**INSTRUCTION**
Omit all pictures, then retype the data exactly as given.

:: DATA PROVIDED ::

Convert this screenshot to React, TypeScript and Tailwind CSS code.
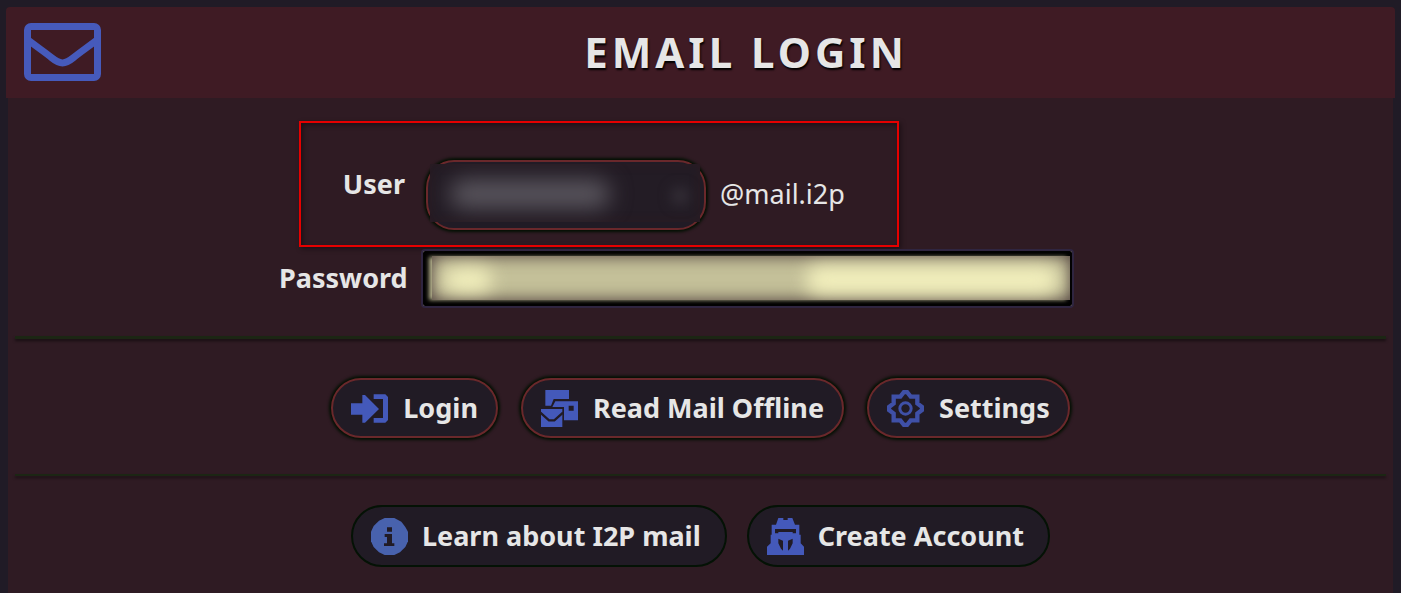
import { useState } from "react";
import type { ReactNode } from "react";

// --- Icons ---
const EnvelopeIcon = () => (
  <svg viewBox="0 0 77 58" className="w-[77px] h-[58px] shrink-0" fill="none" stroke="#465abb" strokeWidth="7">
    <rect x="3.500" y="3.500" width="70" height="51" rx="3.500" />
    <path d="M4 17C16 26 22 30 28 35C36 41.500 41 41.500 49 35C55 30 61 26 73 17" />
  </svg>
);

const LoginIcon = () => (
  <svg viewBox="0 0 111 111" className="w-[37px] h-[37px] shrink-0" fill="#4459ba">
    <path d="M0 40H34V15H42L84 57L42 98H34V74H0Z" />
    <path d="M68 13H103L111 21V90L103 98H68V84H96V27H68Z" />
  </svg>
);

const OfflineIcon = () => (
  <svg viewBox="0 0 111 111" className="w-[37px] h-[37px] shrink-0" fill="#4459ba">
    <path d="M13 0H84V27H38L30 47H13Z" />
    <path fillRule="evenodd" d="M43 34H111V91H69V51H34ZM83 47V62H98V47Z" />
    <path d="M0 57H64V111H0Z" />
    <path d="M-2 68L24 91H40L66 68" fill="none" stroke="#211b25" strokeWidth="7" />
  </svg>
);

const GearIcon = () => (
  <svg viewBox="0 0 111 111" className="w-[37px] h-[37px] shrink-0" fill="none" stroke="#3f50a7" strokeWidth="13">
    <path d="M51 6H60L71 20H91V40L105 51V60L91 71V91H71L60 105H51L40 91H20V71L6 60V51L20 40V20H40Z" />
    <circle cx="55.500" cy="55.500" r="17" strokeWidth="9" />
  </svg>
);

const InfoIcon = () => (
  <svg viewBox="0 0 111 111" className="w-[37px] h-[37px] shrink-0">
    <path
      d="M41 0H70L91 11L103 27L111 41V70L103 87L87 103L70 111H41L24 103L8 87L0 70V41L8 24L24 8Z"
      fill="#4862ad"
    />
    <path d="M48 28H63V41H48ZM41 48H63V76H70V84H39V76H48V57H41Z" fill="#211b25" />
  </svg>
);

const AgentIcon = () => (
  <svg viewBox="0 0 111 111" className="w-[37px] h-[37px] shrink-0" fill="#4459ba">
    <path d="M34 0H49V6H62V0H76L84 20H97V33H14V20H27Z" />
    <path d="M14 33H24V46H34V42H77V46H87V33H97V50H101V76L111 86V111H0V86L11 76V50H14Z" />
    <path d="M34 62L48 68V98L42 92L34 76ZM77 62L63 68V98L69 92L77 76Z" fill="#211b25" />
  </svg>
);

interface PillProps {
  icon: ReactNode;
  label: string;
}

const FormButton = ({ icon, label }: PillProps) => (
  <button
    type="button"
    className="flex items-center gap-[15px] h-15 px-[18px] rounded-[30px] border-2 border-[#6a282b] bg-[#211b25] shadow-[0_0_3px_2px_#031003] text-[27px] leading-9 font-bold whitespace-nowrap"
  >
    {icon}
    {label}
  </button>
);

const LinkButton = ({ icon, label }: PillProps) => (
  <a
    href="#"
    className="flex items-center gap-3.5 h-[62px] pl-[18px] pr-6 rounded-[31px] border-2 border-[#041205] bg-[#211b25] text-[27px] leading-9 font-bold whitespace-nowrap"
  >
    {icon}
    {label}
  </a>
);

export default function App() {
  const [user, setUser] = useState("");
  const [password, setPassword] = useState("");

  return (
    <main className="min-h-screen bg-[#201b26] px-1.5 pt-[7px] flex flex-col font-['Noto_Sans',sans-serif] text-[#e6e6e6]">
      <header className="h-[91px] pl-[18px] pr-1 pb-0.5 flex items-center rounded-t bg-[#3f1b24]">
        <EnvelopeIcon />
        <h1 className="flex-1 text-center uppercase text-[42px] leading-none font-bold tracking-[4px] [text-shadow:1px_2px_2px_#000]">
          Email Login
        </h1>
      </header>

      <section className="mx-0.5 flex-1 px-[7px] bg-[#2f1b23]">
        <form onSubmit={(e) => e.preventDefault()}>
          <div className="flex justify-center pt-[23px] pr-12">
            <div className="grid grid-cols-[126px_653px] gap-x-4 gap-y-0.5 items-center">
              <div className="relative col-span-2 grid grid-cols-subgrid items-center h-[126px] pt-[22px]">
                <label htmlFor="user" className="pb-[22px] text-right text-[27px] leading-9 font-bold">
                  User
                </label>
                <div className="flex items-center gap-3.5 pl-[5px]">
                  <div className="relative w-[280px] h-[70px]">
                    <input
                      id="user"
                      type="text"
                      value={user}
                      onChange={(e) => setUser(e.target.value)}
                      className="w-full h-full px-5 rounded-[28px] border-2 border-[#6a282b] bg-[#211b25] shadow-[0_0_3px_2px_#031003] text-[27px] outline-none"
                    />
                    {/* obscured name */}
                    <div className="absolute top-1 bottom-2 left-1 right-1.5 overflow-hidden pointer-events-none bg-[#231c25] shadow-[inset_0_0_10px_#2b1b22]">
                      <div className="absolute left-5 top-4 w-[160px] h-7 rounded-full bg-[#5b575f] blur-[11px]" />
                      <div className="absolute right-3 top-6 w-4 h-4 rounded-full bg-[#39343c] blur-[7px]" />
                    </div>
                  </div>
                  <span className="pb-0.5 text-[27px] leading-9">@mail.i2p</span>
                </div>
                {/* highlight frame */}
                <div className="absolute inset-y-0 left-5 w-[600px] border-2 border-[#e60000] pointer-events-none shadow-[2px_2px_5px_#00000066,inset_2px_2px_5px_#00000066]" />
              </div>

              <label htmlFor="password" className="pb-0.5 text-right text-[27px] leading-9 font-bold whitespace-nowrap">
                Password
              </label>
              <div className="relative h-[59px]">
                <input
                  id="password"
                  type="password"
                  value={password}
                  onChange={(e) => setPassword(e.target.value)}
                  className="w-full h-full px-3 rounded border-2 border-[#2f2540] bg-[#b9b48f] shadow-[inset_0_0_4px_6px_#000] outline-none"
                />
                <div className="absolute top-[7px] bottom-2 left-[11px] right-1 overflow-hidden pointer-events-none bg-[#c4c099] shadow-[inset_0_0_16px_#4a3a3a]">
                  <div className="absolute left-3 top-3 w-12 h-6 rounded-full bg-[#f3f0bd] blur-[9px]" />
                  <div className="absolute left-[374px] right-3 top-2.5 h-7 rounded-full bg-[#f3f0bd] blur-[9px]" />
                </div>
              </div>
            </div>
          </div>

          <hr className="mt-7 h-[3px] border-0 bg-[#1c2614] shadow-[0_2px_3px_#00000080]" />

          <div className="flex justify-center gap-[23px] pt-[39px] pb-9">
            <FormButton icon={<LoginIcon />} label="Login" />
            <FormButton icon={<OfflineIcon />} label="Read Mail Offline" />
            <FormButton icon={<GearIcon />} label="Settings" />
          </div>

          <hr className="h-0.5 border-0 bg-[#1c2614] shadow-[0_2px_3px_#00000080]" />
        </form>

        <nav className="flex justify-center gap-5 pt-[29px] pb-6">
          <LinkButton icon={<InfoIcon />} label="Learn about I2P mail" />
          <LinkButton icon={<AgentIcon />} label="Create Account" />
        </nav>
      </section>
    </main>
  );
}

:::

**EXPECTED OUTPUT**
Convert this screenshot to React, TypeScript and Tailwind CSS code.
import { useState } from "react";
import type { ReactNode } from "react";

// --- Icons ---
const EnvelopeIcon = () => (
  <svg viewBox="0 0 77 58" className="w-[77px] h-[58px] shrink-0" fill="none" stroke="#465abb" strokeWidth="7">
    <rect x="3.500" y="3.500" width="70" height="51" rx="3.500" />
    <path d="M4 17C16 26 22 30 28 35C36 41.500 41 41.500 49 35C55 30 61 26 73 17" />
  </svg>
);

const LoginIcon = () => (
  <svg viewBox="0 0 111 111" className="w-[37px] h-[37px] shrink-0" fill="#4459ba">
    <path d="M0 40H34V15H42L84 57L42 98H34V74H0Z" />
    <path d="M68 13H103L111 21V90L103 98H68V84H96V27H68Z" />
  </svg>
);

const OfflineIcon = () => (
  <svg viewBox="0 0 111 111" className="w-[37px] h-[37px] shrink-0" fill="#4459ba">
    <path d="M13 0H84V27H38L30 47H13Z" />
    <path fillRule="evenodd" d="M43 34H111V91H69V51H34ZM83 47V62H98V47Z" />
    <path d="M0 57H64V111H0Z" />
    <path d="M-2 68L24 91H40L66 68" fill="none" stroke="#211b25" strokeWidth="7" />
  </svg>
);

const GearIcon = () => (
  <svg viewBox="0 0 111 111" className="w-[37px] h-[37px] shrink-0" fill="none" stroke="#3f50a7" strokeWidth="13">
    <path d="M51 6H60L71 20H91V40L105 51V60L91 71V91H71L60 105H51L40 91H20V71L6 60V51L20 40V20H40Z" />
    <circle cx="55.500" cy="55.500" r="17" strokeWidth="9" />
  </svg>
);

const InfoIcon = () => (
  <svg viewBox="0 0 111 111" className="w-[37px] h-[37px] shrink-0">
    <path
      d="M41 0H70L91 11L103 27L111 41V70L103 87L87 103L70 111H41L24 103L8 87L0 70V41L8 24L24 8Z"
      fill="#4862ad"
    />
    <path d="M48 28H63V41H48ZM41 48H63V76H70V84H39V76H48V57H41Z" fill="#211b25" />
  </svg>
);

const AgentIcon = () => (
  <svg viewBox="0 0 111 111" className="w-[37px] h-[37px] shrink-0" fill="#4459ba">
    <path d="M34 0H49V6H62V0H76L84 20H97V33H14V20H27Z" />
    <path d="M14 33H24V46H34V42H77V46H87V33H97V50H101V76L111 86V111H0V86L11 76V50H14Z" />
    <path d="M34 62L48 68V98L42 92L34 76ZM77 62L63 68V98L69 92L77 76Z" fill="#211b25" />
  </svg>
);

interface PillProps {
  icon: ReactNode;
  label: string;
}

const FormButton = ({ icon, label }: PillProps) => (
  <button
    type="button"
    className="flex items-center gap-[15px] h-15 px-[18px] rounded-[30px] border-2 border-[#6a282b] bg-[#211b25] shadow-[0_0_3px_2px_#031003] text-[27px] leading-9 font-bold whitespace-nowrap"
  >
    {icon}
    {label}
  </button>
);

const LinkButton = ({ icon, label }: PillProps) => (
  <a
    href="#"
    className="flex items-center gap-3.5 h-[62px] pl-[18px] pr-6 rounded-[31px] border-2 border-[#041205] bg-[#211b25] text-[27px] leading-9 font-bold whitespace-nowrap"
  >
    {icon}
    {label}
  </a>
);

export default function App() {
  const [user, setUser] = useState("");
  const [password, setPassword] = useState("");

  return (
    <main className="min-h-screen bg-[#201b26] px-1.5 pt-[7px] flex flex-col font-['Noto_Sans',sans-serif] text-[#e6e6e6]">
      <header className="h-[91px] pl-[18px] pr-1 pb-0.5 flex items-center rounded-t bg-[#3f1b24]">
        <EnvelopeIcon />
        <h1 className="flex-1 text-center uppercase text-[42px] leading-none font-bold tracking-[4px] [text-shadow:1px_2px_2px_#000]">
          Email Login
        </h1>
      </header>

      <section className="mx-0.5 flex-1 px-[7px] bg-[#2f1b23]">
        <form onSubmit={(e) => e.preventDefault()}>
          <div className="flex justify-center pt-[23px] pr-12">
            <div className="grid grid-cols-[126px_653px] gap-x-4 gap-y-0.5 items-center">
              <div className="relative col-span-2 grid grid-cols-subgrid items-center h-[126px] pt-[22px]">
                <label htmlFor="user" className="pb-[22px] text-right text-[27px] leading-9 font-bold">
                  User
                </label>
                <div className="flex items-center gap-3.5 pl-[5px]">
                  <div className="relative w-[280px] h-[70px]">
                    <input
                      id="user"
                      type="text"
                      value={user}
                      onChange={(e) => setUser(e.target.value)}
                      className="w-full h-full px-5 rounded-[28px] border-2 border-[#6a282b] bg-[#211b25] shadow-[0_0_3px_2px_#031003] text-[27px] outline-none"
                    />
                    {/* obscured name */}
                    <div className="absolute top-1 bottom-2 left-1 right-1.5 overflow-hidden pointer-events-none bg-[#231c25] shadow-[inset_0_0_10px_#2b1b22]">
                      <div className="absolute left-5 top-4 w-[160px] h-7 rounded-full bg-[#5b575f] blur-[11px]" />
                      <div className="absolute right-3 top-6 w-4 h-4 rounded-full bg-[#39343c] blur-[7px]" />
                    </div>
                  </div>
                  <span className="pb-0.5 text-[27px] leading-9">@mail.i2p</span>
                </div>
                {/* highlight frame */}
                <div className="absolute inset-y-0 left-5 w-[600px] border-2 border-[#e60000] pointer-events-none shadow-[2px_2px_5px_#00000066,inset_2px_2px_5px_#00000066]" />
              </div>

              <label htmlFor="password" className="pb-0.5 text-right text-[27px] leading-9 font-bold whitespace-nowrap">
                Password
              </label>
              <div className="relative h-[59px]">
                <input
                  id="password"
                  type="password"
                  value={password}
                  onChange={(e) => setPassword(e.target.value)}
                  className="w-full h-full px-3 rounded border-2 border-[#2f2540] bg-[#b9b48f] shadow-[inset_0_0_4px_6px_#000] outline-none"
                />
                <div className="absolute top-[7px] bottom-2 left-[11px] right-1 overflow-hidden pointer-events-none bg-[#c4c099] shadow-[inset_0_0_16px_#4a3a3a]">
                  <div className="absolute left-3 top-3 w-12 h-6 rounded-full bg-[#f3f0bd] blur-[9px]" />
                  <div className="absolute left-[374px] right-3 top-2.5 h-7 rounded-full bg-[#f3f0bd] blur-[9px]" />
                </div>
              </div>
            </div>
          </div>

          <hr className="mt-7 h-[3px] border-0 bg-[#1c2614] shadow-[0_2px_3px_#00000080]" />

          <div className="flex justify-center gap-[23px] pt-[39px] pb-9">
            <FormButton icon={<LoginIcon />} label="Login" />
            <FormButton icon={<OfflineIcon />} label="Read Mail Offline" />
            <FormButton icon={<GearIcon />} label="Settings" />
          </div>

          <hr className="h-0.5 border-0 bg-[#1c2614] shadow-[0_2px_3px_#00000080]" />
        </form>

        <nav className="flex justify-center gap-5 pt-[29px] pb-6">
          <LinkButton icon={<InfoIcon />} label="Learn about I2P mail" />
          <LinkButton icon={<AgentIcon />} label="Create Account" />
        </nav>
      </section>
    </main>
  );
}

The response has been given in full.